LOWELL — A month after the City Council passed the $521,690,534 appropriation budget for fiscal 2025, that included several rate hikes on residents for property taxes and water, sewer and parking services, two separate audits revealed serious ongoing accounting problems including $12 million in checks written to the city from the city.
The 11 councilors received information reports from City Manager Tom Golden detailing significant deficiencies in the city’s fiscal operations during their June 25 meeting.
Each year, Lowell — through the City Auditor’s Office — engages an outside audit firm to conduct testing of the city’s financial activity, prepare the city’s basic financial statements and provide commentary on the strength of the city’s internal controls over fiscal activities.

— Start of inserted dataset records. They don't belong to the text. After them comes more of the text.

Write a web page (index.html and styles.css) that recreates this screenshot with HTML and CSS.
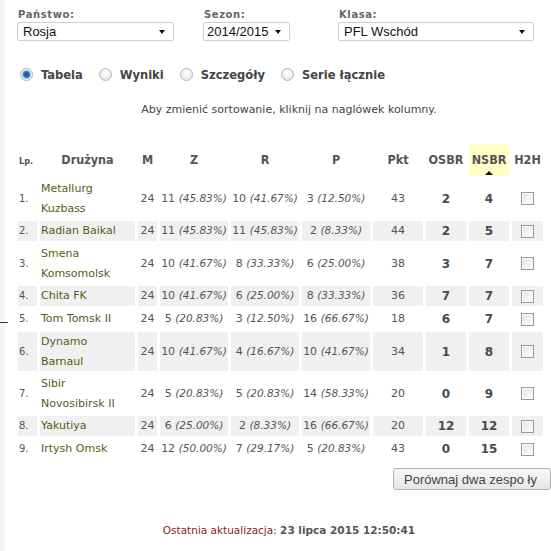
FILE: index.html
```html
<!DOCTYPE html>
<html lang="pl">
<head>
<meta charset="utf-8">
<title>Tabela</title>
<link rel="stylesheet" href="styles.css">
</head>
<body>
<div class="page">
  <div class="edge-mark"></div>
  <div class="filters">
    <div class="field f1">
      <div class="label">Państwo:</div>
      <div class="select w1"><span>Rosja</span><i class="caret"></i></div>
    </div>
    <div class="field f2">
      <div class="label">Sezon:</div>
      <div class="select w2"><span>2014/2015</span><i class="caret"></i></div>
    </div>
    <div class="field f3">
      <div class="label">Klasa:</div>
      <div class="select w3"><span>PFL Wschód</span><i class="caret"></i></div>
    </div>
  </div>

  <div class="modes">
    <label class="mode"><span class="radio checked"></span>Tabela</label>
    <label class="mode"><span class="radio"></span>Wyniki</label>
    <label class="mode"><span class="radio"></span>Szczegóły</label>
    <label class="mode"><span class="radio"></span>Serie łącznie</label>
  </div>

  <p class="hint">Aby zmienić sortowanie, kliknij na naglówek kolumny.</p>

  <table class="standings">
    <colgroup>
      <col class="c-lp"><col class="c-team"><col class="c-m"><col class="c-z"><col class="c-z"><col class="c-z"><col class="c-pkt"><col class="c-sb"><col class="c-sb"><col class="c-h2h">
    </colgroup>
    <thead>
      <tr>
        <th class="lp">Lp.</th><th>Drużyna</th><th>M</th><th>Z</th><th>R</th><th>P</th><th>Pkt</th><th>OSBR</th><th class="sorted">NSBR<i class="sort-arrow"></i></th><th>H2H</th>
      </tr>
    </thead>
    <tbody>
      <tr><td class="lp">1.</td><td class="team">Metallurg<br>Kuzbass</td><td>24</td><td>11 <em>(45.83%)</em></td><td>10 <em>(41.67%)</em></td><td>3 <em>(12.50%)</em></td><td>43</td><td class="b">2</td><td class="b">4</td><td><span class="cb"></span></td></tr>
      <tr class="alt"><td class="lp">2.</td><td class="team">Radian Baikal</td><td>24</td><td>11 <em>(45.83%)</em></td><td>11 <em>(45.83%)</em></td><td>2 <em>(8.33%)</em></td><td>44</td><td class="b">2</td><td class="b">5</td><td><span class="cb"></span></td></tr>
      <tr><td class="lp">3.</td><td class="team">Smena<br>Komsomolsk</td><td>24</td><td>10 <em>(41.67%)</em></td><td>8 <em>(33.33%)</em></td><td>6 <em>(25.00%)</em></td><td>38</td><td class="b">3</td><td class="b">7</td><td><span class="cb"></span></td></tr>
      <tr class="alt"><td class="lp">4.</td><td class="team">Chita FK</td><td>24</td><td>10 <em>(41.67%)</em></td><td>6 <em>(25.00%)</em></td><td>8 <em>(33.33%)</em></td><td>36</td><td class="b">7</td><td class="b">7</td><td><span class="cb"></span></td></tr>
      <tr><td class="lp">5.</td><td class="team">Tom Tomsk II</td><td>24</td><td>5 <em>(20.83%)</em></td><td>3 <em>(12.50%)</em></td><td>16 <em>(66.67%)</em></td><td>18</td><td class="b">6</td><td class="b">7</td><td><span class="cb"></span></td></tr>
      <tr class="alt"><td class="lp">6.</td><td class="team">Dynamo<br>Barnaul</td><td>24</td><td>10 <em>(41.67%)</em></td><td>4 <em>(16.67%)</em></td><td>10 <em>(41.67%)</em></td><td>34</td><td class="b">1</td><td class="b">8</td><td><span class="cb"></span></td></tr>
      <tr><td class="lp">7.</td><td class="team">Sibir<br>Novosibirsk II</td><td>24</td><td>5 <em>(20.83%)</em></td><td>5 <em>(20.83%)</em></td><td>14 <em>(58.33%)</em></td><td>20</td><td class="b">0</td><td class="b">9</td><td><span class="cb"></span></td></tr>
      <tr class="alt"><td class="lp">8.</td><td class="team">Yakutiya</td><td>24</td><td>6 <em>(25.00%)</em></td><td>2 <em>(8.33%)</em></td><td>16 <em>(66.67%)</em></td><td>20</td><td class="b">12</td><td class="b">12</td><td><span class="cb"></span></td></tr>
      <tr><td class="lp">9.</td><td class="team">Irtysh Omsk</td><td>24</td><td>12 <em>(50.00%)</em></td><td>7 <em>(29.17%)</em></td><td>5 <em>(20.83%)</em></td><td>43</td><td class="b">0</td><td class="b">15</td><td><span class="cb"></span></td></tr>
    </tbody>
  </table>

  <div class="actions">
    <button class="compare" type="button">Porównaj dwa zespo ły</button>
  </div>

  <p class="updated"><span class="upd-label">Ostatnia aktualizacja:</span> <b>23 lipca 2015 12:50:41</b></p>
</div>
</body>
</html>
```
FILE: styles.css
```css
html, body {
  margin: 0;
  padding: 0;
  background: #ffffff;
}
body {
  font-family: "DejaVu Sans", Verdana, sans-serif;
  color: #555;
  width: 551px;
  height: 551px;
  overflow: hidden;
}
.page {
  position: relative;
  height: 551px;
  border-left: 5px solid #f5f5f5;
  box-sizing: border-box;
  padding-top: 8px;
}
.edge-mark {
  position: absolute;
  left: -5px;
  top: 322px;
  width: 8px;
  height: 1px;
  background: #333;
}

/* filters */
.filters {
  display: grid;
  grid-template-columns: 186px 135px 200px;
  margin-left: 12px;
}
.label {
  font-weight: bold;
  font-size: 10px;
  letter-spacing: 0.6px;
  line-height: 13px;
  color: #666;
  padding-left: 1px;
}
.select {
  margin-top: 1px;
  height: 19px;
  box-sizing: border-box;
  border: 1px solid #cfcfcf;
  border-radius: 2px;
  background: #fff;
  display: flex;
  align-items: center;
  justify-content: space-between;
  padding: 0 8px 0 5px;
  font-family: "Liberation Sans", Arial, sans-serif;
  font-size: 13px;
  color: #111;
}
.w1 { width: 157px; }
.w2 { width: 87px; padding-left: 3px; }
.w3 { width: 196px; }
.caret {
  width: 0;
  height: 0;
  border-left: 3.5px solid transparent;
  border-right: 3.5px solid transparent;
  border-top: 4px solid #111;
  margin-top: 1px;
}

/* mode radios */
.modes {
  display: flex;
  margin: 25px 0 0 15px;
  height: 16px;
  align-items: center;
}
.mode {
  display: flex;
  align-items: center;
  font-family: "DejaVu Sans Condensed", "DejaVu Sans", sans-serif;
  font-stretch: condensed;
  font-weight: bold;
  font-size: 12.8px;
  color: #444;
  margin-right: 16px;
}
.radio {
  width: 11px;
  height: 11px;
  border-radius: 50%;
  border: 1px solid #b5b5b5;
  background: radial-gradient(circle at 50% 40%, #ffffff 0%, #eeeeee 55%, #d8d8d8 100%);
  margin-right: 8px;
}
.radio.checked {
  border-color: #a7b3c2;
  background: radial-gradient(circle at 50% 50%, #1d4f8c 0px, #2a69b0 2.5px, #5f8fc4 3.5px, #e8eef5 4.5px, #dfe5ec 100%);
}

/* hint */
.hint {
  margin: 22px 0 0 0;
  width: 568px;
  text-align: center;
  font-size: 11px;
  line-height: 12px;
  color: #444;
}

/* table */
.standings {
  margin: 25px 0 0 10px;
  border-collapse: separate;
  border-spacing: 3px;
  table-layout: fixed;
  width: 531px;
  font-size: 11px;
}
.c-lp { width: 19px; }
.c-team { width: 95px; }
.c-m { width: 19px; }
.c-z { width: 68px; }
.c-pkt { width: 50px; }
.c-sb { width: 40px; }
.c-h2h { width: 31px; }

.standings th {
  height: 30px;
  padding: 0;
  font-family: "DejaVu Sans Condensed", "DejaVu Sans", sans-serif;
  font-stretch: condensed;
  font-weight: bold;
  font-size: 12.5px;
  line-height: 14px;
  color: #555;
  text-align: center;
  vertical-align: middle;
  white-space: nowrap;
  position: relative;
}
.standings th.lp {
  font-size: 9px;
  text-align: left;
  padding-left: 1px;
  padding-top: 2px;
}
.standings th.sorted {
  background: #ffffc8;
}
.sort-arrow {
  position: absolute;
  left: 50%;
  bottom: 1px;
  margin-left: -4px;
  width: 0;
  height: 0;
  border-left: 4px solid transparent;
  border-right: 4px solid transparent;
  border-bottom: 4px solid #111;
}
.standings td {
  padding: 0;
  height: 20px;
  line-height: 20px;
  text-align: center;
  vertical-align: middle;
  white-space: nowrap;
  color: #555;
}
.standings tr.alt td {
  background: #f0f0f0;
}
.standings td.lp {
  text-align: left;
  padding-left: 1px;
  font-size: 10px;
}
.standings td.team {
  text-align: left;
  padding-left: 1px;
  color: #4e5f17;
  white-space: normal;
  line-height: 19.5px;
}
.standings em {
  font-style: italic;
  font-size: 10.5px;
  line-height: 1;
}
.standings td.b {
  font-weight: bold;
  font-size: 12px;
  color: #4a4a4a;
}
.cb {
  display: block;
  margin: 0 auto;
  width: 11px;
  height: 11px;
  border: 1px solid #9a9a9a;
  background: linear-gradient(135deg, #e4e4e4 0%, #f4f4f4 60%, #ffffff 100%);
  box-shadow: inset 0 0 0 1px #f8f8f8;
}

/* actions */
.actions {
  display: flex;
  justify-content: flex-end;
  margin-top: 6px;
}
.compare {
  width: 158px;
  height: 22px;
  margin: 0;
  border: 1px solid #b4b4b4;
  border-radius: 3px;
  background: linear-gradient(#f8f8f8, #e6e6e6);
  font-family: "Liberation Sans", Arial, sans-serif;
  font-size: 13px;
  color: #444;
  text-align: left;
  padding: 0 0 0 10px;
}

/* footer */
.updated {
  margin: 33px 0 0 0;
  width: 568px;
  text-align: center;
  font-size: 10.5px;
  line-height: 14px;
  color: #444;
}
.upd-label {
  color: #8e1b1b;
}
.updated b {
  color: #555;
}
```
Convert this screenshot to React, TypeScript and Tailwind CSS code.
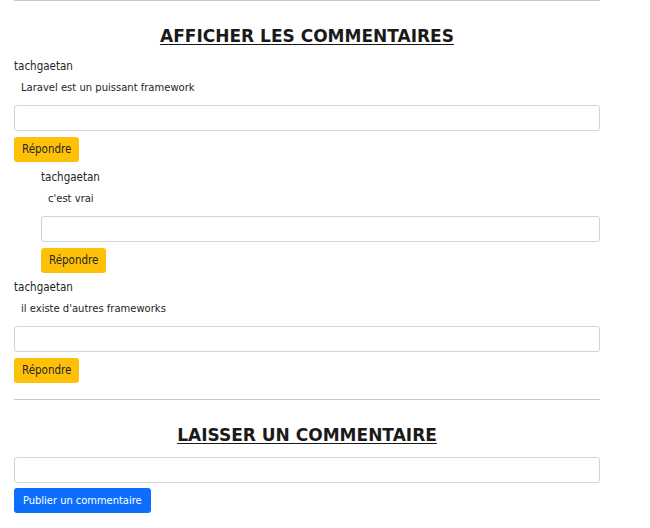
import { useState } from 'react';

type Comment = {
  id: number;
  author: string;
  body: string;
  replies?: Comment[];
};

const comments: Comment[] = [
  {
    id: 1,
    author: 'tachgaetan',
    body: 'Laravel est un puissant framework',
    replies: [{ id: 2, author: 'tachgaetan', body: "c'est vrai" }],
  },
  { id: 3, author: 'tachgaetan', body: "il existe d'autres frameworks" },
];

const font = { fontFamily: '"DejaVu Sans", Verdana, sans-serif' };
const btnFont = { fontFamily: '"DejaVu Sans Condensed", "DejaVu Sans", sans-serif' };

function CommentItem({ comment }: { comment: Comment }) {
  const [reply, setReply] = useState('');
  return (
    <div className="flex flex-col">
      <div className="text-[11.5px] leading-[16px] text-[#212529]" style={btnFont}>
        {comment.author}
      </div>
      <div className="mt-[7px] pl-[7px] text-[10px] leading-[14px] text-[#212529]">{comment.body}</div>
      <input
        value={reply}
        onChange={(e) => setReply(e.target.value)}
        className="mt-[10px] h-[26px] w-full rounded-[3px] border border-[#ced4da] bg-white px-2 text-[12px] outline-none"
      />
      <div className="mt-[6px] flex">
        <button
          className="h-[25px] rounded-[3px] bg-[#ffc107] px-[8px] text-[11.5px] leading-none text-[#212529]"
          style={btnFont}
        >
          Répondre
        </button>
      </div>
      {comment.replies?.map((r) => (
        <div key={r.id} className="mt-[7px] pl-[27px]">
          <CommentItem comment={r} />
        </div>
      ))}
    </div>
  );
}

export default function App() {
  const [text, setText] = useState('');
  return (
    <div className="min-h-[528px] w-[650px] bg-white" style={font}>
      <div className="ml-[14px] flex w-[586px] flex-col">
        <hr className="border-t border-[#c8c8c8]" />
        <h2 className="mt-[24px] text-center text-[17px] font-bold leading-[22px] text-[#1a1a1a] underline underline-offset-2">
          AFFICHER LES COMMENTAIRES
        </h2>
        <div className="mt-[11px] flex flex-col gap-[6px]">
          {comments.map((c) => (
            <CommentItem key={c.id} comment={c} />
          ))}
        </div>
        <hr className="mt-[16px] border-t border-[#c8c8c8]" />
        <h2 className="mt-[24px] text-center text-[17px] font-bold leading-[22px] text-[#1a1a1a] underline underline-offset-2">
          LAISSER UN COMMENTAIRE
        </h2>
        <input
          value={text}
          onChange={(e) => setText(e.target.value)}
          className="mt-[11px] h-[26px] w-full rounded-[3px] border border-[#ced4da] bg-white px-2 text-[12px] outline-none"
        />
        <div className="mt-[5px] flex">
          <button
            className="h-[25px] rounded-[3px] bg-[#0d6efd] px-[9px] text-[11px] leading-none text-white"
            style={btnFont}
          >
            Publier un commentaire
          </button>
        </div>
      </div>
    </div>
  );
}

The management letter to Golden from the certified public accounting firm of Powers & Sullivan LLC said that many of the accounting issues have been raised with the city administration since 2020, and “have not been fully addressed.”
“We continue to recommend that the City review its practice of issuing checks to itself and implement new policies and procedures to stop utilization of these checks and alleviate the timing and reconciliation issues caused as a result,” the report said.
The report, which covered fiscal 2023, noted that checks were written for parking, the water utility, police details and the Lowell Public Schools.
“Eliminating the process of writing checks to ourselves will reduce risks associated with the warrant process,” the Powers & Sullivan report said.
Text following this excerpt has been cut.